Task data:

|---|

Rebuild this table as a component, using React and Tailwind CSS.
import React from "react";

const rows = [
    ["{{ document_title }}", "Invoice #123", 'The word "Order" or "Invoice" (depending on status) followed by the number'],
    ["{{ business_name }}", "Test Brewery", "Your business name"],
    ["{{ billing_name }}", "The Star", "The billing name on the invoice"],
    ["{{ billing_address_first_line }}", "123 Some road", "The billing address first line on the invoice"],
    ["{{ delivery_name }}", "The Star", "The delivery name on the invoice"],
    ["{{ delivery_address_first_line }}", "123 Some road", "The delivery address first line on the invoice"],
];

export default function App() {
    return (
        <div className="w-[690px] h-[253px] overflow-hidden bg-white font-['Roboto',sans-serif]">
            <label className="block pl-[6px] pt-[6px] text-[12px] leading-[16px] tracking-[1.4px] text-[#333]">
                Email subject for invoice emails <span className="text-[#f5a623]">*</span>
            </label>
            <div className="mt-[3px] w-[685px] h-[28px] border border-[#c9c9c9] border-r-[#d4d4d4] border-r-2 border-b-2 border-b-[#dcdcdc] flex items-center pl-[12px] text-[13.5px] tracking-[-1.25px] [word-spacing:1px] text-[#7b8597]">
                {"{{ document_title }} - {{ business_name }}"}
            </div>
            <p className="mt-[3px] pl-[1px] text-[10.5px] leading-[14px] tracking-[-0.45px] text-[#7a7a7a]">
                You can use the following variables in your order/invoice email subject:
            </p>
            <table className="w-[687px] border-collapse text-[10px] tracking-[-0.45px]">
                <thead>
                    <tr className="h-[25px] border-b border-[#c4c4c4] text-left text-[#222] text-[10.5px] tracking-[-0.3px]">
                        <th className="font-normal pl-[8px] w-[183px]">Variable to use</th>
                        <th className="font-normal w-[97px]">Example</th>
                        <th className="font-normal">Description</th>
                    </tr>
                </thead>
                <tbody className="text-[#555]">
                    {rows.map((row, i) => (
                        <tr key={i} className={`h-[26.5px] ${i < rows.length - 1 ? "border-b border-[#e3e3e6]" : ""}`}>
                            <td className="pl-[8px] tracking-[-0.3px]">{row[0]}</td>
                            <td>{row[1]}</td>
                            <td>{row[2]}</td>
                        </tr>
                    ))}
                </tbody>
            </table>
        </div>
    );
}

|---|

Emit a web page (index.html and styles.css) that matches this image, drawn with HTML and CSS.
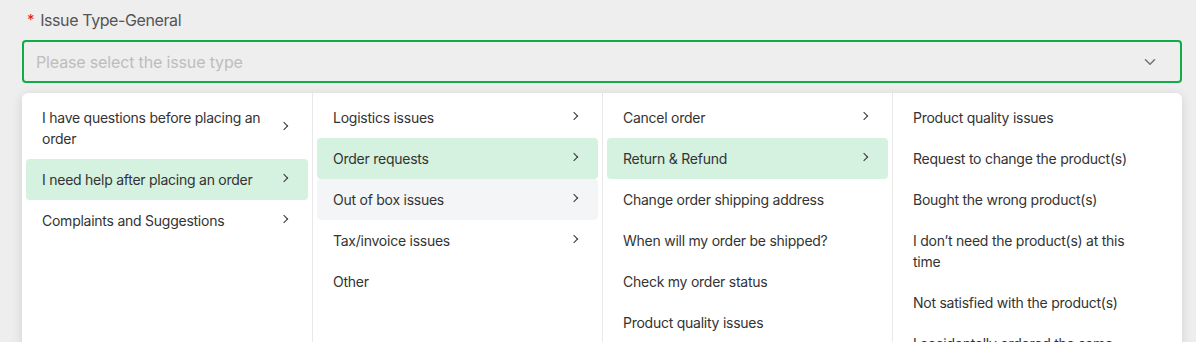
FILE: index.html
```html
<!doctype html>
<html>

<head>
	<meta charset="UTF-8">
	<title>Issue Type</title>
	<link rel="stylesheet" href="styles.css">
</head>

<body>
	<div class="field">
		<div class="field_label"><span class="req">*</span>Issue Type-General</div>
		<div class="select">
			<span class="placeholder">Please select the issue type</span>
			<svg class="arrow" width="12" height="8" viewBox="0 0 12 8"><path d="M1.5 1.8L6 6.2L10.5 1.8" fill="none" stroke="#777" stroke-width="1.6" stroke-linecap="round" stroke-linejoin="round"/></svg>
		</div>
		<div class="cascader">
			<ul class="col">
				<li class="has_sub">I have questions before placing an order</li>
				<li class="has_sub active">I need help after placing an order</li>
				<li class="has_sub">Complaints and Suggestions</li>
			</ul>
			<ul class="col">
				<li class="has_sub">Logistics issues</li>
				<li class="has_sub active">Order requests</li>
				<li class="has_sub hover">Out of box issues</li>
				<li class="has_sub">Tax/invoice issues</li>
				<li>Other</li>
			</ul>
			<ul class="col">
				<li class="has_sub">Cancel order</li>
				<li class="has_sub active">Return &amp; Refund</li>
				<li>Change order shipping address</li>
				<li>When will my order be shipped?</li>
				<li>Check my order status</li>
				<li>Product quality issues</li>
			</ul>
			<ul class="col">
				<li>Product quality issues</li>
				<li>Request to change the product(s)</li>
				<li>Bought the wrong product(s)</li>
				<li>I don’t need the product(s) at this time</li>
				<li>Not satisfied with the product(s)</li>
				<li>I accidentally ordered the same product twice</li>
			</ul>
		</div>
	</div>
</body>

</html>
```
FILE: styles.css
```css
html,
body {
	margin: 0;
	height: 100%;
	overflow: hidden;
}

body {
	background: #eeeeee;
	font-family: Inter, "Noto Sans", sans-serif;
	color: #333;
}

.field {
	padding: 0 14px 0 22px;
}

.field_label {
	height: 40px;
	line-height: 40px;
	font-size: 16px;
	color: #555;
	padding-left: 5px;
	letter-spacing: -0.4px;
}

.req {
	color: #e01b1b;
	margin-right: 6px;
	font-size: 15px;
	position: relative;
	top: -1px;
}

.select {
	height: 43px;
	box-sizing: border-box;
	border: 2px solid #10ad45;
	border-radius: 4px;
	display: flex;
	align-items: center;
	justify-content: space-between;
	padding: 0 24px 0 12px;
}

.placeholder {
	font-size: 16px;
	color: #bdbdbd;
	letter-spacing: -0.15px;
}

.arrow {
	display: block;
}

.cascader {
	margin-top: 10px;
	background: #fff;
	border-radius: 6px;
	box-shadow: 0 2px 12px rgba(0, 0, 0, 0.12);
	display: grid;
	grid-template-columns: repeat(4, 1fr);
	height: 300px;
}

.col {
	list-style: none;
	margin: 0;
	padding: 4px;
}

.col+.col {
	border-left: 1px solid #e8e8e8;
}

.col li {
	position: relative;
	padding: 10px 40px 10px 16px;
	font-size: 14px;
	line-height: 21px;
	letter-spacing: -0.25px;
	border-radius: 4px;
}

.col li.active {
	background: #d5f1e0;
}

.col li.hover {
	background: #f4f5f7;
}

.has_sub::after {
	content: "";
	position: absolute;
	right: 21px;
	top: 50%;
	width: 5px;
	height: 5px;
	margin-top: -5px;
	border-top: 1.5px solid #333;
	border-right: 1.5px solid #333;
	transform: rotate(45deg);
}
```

|---|

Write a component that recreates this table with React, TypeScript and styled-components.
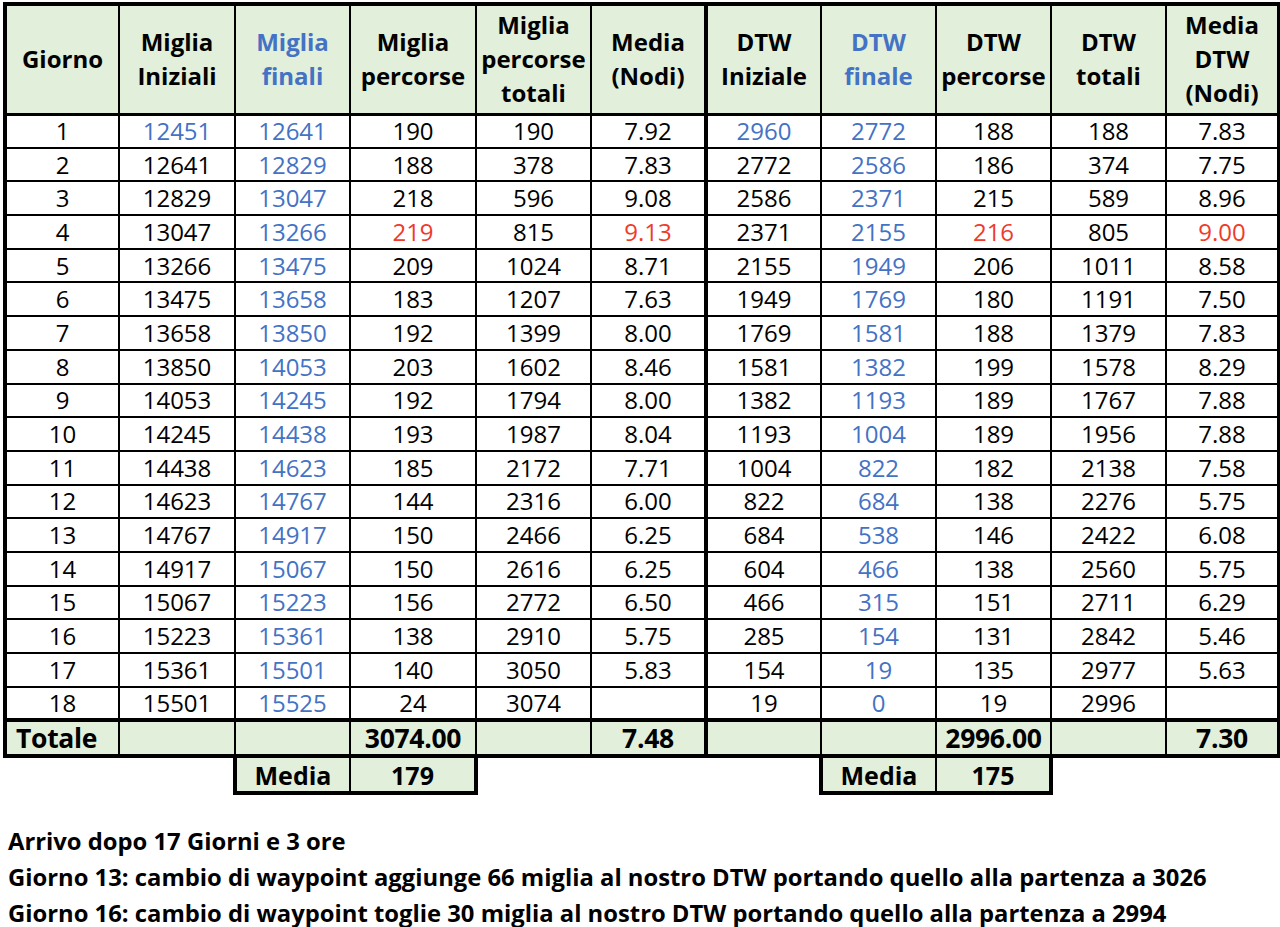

|---|

Problem to work on:
Within the material above, extract exactly the lines that start at the line containing "Rebuild this table" and stop after the line containing "import React from", and only those.

Task response:
Rebuild this table as a component, using React and Tailwind CSS.
import React from "react";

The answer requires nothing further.